◆ **Interface markup and scripts**
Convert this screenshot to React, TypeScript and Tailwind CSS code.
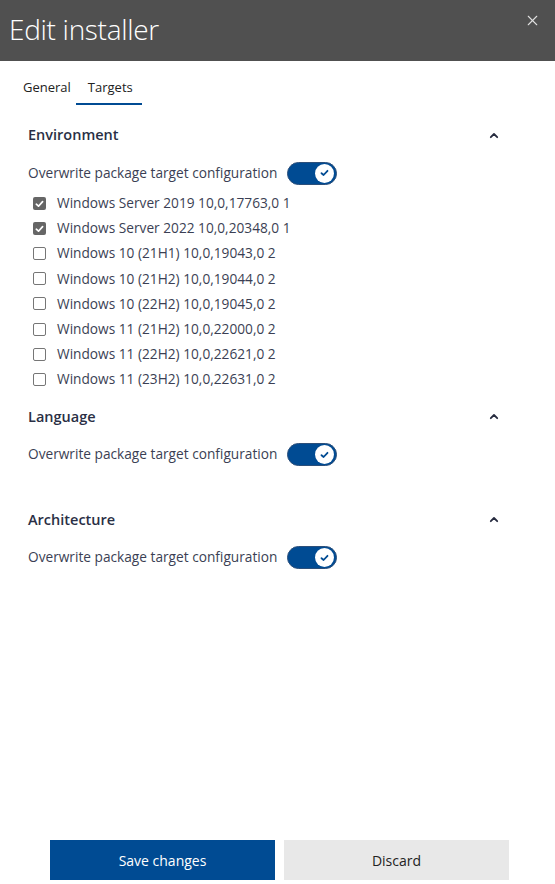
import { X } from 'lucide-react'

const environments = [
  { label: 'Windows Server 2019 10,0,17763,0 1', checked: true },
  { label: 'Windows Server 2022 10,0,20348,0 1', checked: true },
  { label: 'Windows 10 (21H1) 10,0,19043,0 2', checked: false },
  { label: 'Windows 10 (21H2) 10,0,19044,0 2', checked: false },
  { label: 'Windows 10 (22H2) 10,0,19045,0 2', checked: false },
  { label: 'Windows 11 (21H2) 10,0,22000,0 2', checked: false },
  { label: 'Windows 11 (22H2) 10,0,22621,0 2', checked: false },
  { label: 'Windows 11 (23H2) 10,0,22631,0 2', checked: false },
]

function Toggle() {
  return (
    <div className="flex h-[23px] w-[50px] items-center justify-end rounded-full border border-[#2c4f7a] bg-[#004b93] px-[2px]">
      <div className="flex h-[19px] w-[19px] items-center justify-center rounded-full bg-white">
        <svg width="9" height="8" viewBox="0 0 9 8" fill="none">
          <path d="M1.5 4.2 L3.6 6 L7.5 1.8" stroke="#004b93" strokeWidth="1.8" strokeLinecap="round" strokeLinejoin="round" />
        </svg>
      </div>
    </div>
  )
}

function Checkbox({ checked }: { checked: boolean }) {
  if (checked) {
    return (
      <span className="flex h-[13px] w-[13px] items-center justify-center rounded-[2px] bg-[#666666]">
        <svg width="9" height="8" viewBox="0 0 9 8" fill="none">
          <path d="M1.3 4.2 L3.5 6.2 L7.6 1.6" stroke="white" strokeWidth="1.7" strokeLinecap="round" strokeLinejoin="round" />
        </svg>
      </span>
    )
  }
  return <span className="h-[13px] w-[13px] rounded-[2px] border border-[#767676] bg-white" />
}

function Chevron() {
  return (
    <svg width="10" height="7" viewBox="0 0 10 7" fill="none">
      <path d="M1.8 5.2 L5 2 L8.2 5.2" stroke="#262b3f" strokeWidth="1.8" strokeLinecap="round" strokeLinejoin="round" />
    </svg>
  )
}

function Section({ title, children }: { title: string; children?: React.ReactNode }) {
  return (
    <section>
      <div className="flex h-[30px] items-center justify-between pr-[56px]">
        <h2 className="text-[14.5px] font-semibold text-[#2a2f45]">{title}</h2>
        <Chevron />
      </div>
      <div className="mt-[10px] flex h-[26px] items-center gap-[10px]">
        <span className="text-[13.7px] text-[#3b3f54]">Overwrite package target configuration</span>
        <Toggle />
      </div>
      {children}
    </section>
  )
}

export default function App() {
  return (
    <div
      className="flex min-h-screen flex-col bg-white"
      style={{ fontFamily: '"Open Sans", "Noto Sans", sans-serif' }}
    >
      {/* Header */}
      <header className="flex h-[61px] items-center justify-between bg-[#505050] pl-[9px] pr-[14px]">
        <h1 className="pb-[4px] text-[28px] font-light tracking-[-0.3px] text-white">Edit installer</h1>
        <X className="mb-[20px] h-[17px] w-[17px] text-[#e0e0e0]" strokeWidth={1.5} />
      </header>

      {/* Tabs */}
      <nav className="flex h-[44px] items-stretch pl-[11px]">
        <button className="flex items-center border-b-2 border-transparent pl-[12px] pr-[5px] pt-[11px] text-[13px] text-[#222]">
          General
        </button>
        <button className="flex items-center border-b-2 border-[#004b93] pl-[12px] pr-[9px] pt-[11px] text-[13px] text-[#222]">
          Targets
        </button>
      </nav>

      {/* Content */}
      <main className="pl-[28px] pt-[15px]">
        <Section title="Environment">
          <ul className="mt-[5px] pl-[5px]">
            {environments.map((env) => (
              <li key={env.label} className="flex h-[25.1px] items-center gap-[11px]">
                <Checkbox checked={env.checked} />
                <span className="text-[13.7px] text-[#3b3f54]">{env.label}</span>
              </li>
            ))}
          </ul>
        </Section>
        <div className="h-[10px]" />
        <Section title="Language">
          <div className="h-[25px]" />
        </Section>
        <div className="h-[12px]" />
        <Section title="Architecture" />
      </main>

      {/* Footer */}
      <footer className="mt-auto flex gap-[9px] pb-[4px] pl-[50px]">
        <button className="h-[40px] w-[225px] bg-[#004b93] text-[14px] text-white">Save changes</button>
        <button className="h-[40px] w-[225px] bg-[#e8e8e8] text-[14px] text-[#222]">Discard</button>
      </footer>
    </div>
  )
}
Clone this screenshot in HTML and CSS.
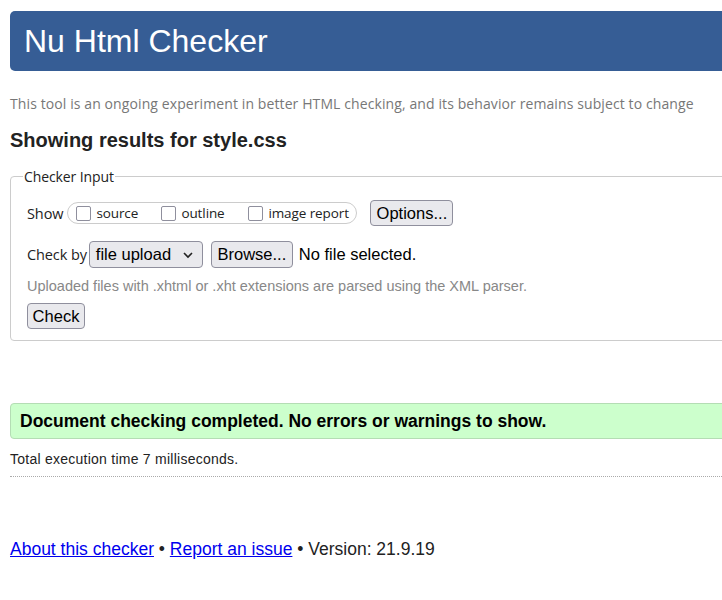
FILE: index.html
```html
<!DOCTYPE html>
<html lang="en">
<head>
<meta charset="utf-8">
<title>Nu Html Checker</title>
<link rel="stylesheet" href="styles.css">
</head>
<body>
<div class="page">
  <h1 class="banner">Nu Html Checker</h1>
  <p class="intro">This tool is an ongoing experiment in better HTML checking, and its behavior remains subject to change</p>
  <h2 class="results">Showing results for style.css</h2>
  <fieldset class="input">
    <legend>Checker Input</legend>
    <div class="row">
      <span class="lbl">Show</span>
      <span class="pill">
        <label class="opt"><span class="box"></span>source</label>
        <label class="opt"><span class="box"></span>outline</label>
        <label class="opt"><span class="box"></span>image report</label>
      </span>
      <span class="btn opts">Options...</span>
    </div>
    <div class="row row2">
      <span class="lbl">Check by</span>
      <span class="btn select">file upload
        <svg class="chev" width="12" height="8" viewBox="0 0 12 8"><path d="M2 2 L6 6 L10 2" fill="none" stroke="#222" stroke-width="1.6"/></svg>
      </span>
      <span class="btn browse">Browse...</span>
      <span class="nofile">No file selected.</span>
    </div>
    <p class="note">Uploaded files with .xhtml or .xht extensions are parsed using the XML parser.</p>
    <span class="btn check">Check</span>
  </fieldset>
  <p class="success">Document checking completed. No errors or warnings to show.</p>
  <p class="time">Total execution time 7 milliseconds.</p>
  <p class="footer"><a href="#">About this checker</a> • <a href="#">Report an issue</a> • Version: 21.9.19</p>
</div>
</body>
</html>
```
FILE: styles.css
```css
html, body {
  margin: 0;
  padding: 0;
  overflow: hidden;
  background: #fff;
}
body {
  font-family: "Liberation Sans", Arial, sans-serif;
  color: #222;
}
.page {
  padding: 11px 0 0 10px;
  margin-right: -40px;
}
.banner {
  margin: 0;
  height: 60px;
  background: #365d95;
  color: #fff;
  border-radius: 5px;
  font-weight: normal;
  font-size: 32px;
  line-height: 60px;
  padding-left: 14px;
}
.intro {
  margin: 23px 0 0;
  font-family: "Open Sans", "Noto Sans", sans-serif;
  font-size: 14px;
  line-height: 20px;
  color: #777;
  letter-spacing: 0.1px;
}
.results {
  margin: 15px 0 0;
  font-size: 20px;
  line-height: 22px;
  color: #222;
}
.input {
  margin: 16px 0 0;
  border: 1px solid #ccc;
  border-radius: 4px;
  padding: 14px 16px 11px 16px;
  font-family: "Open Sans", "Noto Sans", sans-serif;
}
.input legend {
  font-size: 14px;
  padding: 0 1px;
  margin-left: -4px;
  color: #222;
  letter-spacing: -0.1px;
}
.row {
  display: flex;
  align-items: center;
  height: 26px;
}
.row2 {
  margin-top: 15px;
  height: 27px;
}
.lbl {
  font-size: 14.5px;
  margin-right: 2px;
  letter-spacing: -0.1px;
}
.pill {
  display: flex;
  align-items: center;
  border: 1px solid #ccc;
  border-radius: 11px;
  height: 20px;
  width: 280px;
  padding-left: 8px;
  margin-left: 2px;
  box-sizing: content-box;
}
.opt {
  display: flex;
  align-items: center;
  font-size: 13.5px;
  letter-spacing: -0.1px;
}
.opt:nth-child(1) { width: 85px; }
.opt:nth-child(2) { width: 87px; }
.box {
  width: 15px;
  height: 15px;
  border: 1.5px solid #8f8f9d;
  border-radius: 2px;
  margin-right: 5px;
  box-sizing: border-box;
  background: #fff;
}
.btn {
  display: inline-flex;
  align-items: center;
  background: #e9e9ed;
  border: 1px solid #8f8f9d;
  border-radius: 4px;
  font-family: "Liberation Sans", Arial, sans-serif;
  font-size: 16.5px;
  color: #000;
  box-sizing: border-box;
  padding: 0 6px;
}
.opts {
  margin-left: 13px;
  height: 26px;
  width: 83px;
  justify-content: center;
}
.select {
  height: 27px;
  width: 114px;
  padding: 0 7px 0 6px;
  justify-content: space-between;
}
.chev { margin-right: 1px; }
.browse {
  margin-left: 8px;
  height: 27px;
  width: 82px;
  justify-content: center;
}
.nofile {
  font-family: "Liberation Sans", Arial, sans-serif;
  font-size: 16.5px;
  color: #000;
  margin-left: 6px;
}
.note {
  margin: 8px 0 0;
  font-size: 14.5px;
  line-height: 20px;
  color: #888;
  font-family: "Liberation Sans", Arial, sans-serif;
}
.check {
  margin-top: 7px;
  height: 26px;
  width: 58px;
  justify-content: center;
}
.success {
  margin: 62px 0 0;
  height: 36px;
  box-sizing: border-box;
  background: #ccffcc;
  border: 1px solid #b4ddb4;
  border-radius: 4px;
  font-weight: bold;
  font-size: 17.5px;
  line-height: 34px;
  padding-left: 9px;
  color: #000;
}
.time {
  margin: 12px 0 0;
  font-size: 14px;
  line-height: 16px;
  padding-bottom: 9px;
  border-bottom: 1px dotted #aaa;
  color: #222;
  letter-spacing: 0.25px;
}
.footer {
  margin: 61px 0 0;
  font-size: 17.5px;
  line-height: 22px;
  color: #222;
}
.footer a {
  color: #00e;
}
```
--
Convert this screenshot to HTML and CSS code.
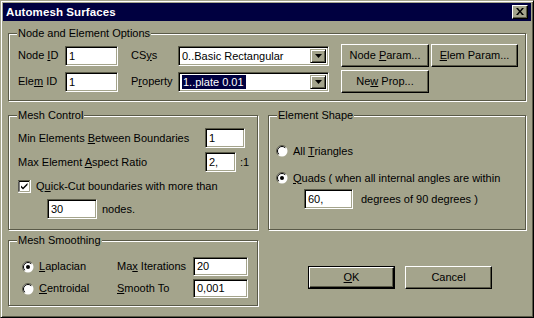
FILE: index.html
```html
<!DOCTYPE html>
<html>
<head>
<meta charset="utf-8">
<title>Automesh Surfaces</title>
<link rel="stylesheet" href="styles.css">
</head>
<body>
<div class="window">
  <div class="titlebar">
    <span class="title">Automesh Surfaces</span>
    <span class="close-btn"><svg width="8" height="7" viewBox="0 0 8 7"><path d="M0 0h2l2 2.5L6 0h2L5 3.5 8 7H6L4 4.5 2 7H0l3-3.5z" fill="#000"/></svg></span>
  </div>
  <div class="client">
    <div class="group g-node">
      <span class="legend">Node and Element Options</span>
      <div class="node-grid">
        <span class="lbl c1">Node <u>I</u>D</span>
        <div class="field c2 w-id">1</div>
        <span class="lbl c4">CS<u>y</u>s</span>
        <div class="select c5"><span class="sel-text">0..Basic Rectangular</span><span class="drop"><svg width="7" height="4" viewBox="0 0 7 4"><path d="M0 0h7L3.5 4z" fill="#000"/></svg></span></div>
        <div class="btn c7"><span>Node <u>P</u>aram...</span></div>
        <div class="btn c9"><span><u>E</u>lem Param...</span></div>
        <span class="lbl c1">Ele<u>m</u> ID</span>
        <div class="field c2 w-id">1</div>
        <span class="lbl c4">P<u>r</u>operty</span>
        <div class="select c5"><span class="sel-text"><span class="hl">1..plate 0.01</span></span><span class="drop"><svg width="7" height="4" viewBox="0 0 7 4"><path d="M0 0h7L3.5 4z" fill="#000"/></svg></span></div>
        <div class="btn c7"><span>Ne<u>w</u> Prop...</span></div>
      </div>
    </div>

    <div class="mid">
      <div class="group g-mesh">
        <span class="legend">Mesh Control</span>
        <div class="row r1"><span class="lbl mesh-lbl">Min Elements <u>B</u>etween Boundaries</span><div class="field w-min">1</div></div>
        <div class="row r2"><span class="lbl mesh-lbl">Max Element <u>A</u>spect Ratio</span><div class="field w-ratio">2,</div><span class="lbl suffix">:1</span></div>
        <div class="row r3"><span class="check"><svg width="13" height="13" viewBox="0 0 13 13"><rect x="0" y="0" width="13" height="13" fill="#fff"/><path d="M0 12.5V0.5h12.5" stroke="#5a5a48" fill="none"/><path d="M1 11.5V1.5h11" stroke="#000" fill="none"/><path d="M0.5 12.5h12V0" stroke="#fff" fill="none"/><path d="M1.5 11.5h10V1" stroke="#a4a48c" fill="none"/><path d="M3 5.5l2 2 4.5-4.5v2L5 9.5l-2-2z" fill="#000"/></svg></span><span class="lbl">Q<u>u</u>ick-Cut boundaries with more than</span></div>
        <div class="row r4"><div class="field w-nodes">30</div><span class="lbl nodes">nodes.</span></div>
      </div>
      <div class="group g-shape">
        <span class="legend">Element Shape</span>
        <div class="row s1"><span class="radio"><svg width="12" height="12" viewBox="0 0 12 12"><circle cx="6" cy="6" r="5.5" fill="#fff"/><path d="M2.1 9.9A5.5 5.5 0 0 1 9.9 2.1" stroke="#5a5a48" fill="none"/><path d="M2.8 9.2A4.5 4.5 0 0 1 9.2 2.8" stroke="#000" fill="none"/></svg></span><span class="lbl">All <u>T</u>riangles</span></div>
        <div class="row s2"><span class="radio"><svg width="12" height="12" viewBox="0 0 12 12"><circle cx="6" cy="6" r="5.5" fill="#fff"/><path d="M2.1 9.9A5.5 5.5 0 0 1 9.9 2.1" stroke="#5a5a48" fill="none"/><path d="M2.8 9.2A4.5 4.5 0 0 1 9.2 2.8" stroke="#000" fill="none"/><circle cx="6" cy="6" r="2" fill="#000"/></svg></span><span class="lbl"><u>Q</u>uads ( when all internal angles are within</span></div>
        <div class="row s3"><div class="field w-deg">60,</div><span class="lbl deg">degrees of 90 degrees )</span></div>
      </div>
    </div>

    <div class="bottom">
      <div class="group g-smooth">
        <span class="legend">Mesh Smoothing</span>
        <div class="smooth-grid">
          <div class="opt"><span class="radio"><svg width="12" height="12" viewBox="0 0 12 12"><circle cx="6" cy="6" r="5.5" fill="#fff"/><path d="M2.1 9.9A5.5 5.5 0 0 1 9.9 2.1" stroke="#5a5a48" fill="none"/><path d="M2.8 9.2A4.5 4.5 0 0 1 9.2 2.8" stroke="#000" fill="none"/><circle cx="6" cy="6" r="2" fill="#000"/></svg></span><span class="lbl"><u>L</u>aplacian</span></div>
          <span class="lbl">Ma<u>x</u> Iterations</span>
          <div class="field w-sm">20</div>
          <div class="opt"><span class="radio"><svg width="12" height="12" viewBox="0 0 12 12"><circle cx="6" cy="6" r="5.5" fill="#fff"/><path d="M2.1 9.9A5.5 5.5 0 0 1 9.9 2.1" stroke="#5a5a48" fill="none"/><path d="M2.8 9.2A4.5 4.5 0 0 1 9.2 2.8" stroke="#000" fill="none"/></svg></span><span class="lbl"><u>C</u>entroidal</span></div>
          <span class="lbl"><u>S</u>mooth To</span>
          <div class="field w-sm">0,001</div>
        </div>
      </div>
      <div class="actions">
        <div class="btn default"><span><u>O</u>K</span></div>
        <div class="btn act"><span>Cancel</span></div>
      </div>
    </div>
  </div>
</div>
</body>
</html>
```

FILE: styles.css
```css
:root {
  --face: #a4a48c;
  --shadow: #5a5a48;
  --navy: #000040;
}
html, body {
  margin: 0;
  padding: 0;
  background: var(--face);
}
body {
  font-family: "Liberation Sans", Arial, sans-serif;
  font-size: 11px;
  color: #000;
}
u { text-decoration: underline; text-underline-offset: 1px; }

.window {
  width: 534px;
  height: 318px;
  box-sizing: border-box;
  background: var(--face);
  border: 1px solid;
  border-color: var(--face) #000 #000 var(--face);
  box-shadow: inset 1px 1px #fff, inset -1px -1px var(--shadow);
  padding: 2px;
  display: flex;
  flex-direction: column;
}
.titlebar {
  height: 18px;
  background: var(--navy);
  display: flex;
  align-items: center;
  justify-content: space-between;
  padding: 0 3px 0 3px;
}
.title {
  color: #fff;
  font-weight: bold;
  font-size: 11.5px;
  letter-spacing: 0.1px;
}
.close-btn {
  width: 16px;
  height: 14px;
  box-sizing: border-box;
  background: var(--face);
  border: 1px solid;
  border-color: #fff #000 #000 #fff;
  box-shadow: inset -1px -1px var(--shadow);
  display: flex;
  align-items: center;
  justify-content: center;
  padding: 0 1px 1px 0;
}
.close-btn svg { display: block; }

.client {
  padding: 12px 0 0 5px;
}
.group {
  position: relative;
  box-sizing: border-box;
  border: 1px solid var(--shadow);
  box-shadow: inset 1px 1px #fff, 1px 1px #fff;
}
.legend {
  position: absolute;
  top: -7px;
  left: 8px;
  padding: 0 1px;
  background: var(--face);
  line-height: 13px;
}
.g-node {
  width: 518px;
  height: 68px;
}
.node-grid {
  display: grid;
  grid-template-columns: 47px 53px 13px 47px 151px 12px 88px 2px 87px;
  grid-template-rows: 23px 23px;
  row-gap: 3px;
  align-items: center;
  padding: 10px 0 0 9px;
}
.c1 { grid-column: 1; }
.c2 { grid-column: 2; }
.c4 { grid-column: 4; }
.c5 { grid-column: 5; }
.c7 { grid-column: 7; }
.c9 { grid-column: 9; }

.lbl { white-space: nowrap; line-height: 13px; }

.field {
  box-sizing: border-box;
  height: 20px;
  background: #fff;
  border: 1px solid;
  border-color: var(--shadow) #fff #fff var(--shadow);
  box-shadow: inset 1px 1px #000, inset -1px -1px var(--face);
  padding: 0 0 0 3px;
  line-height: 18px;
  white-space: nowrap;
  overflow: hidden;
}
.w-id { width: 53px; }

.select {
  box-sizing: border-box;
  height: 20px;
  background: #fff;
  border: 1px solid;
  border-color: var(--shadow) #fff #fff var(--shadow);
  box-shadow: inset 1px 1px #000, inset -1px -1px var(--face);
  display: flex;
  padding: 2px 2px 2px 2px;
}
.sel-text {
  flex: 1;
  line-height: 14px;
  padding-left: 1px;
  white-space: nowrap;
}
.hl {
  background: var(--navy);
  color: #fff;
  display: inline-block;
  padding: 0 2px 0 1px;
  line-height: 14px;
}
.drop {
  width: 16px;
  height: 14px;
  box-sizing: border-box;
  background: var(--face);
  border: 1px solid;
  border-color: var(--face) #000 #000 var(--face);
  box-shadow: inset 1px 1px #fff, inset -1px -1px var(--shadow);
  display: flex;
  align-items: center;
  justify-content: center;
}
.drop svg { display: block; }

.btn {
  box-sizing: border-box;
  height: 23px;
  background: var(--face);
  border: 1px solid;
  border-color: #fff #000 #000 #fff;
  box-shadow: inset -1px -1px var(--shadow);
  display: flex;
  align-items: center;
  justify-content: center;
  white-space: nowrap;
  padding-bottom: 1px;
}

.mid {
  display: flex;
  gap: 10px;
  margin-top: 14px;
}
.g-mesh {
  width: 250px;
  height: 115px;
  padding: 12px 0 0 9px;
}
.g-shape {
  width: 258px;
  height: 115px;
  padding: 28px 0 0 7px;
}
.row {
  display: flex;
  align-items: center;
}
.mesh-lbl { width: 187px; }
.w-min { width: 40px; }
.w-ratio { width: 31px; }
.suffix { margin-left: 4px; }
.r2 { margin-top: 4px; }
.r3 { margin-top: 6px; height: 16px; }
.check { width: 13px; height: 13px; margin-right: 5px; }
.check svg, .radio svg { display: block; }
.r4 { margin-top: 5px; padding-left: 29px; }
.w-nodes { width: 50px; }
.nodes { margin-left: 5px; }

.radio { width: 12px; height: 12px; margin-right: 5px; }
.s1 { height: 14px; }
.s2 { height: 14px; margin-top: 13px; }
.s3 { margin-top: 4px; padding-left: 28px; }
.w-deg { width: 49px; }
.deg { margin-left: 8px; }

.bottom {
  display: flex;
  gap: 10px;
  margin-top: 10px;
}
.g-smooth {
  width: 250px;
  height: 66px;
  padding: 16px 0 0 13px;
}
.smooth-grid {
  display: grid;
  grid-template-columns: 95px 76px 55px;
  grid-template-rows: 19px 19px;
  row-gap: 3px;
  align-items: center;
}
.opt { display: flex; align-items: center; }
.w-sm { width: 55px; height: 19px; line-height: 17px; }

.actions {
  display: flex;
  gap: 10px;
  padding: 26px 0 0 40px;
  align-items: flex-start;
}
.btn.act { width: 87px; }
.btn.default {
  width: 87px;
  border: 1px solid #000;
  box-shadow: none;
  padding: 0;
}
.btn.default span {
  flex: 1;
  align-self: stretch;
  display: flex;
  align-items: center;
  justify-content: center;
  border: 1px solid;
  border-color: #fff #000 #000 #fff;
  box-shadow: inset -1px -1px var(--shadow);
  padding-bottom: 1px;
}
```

◆ **EXERCISE BRIEF**
Looking back at the lines above, state how many contain the word "code", and supply nothing besides the number.

◆ **EXERCISE ANSWER**
2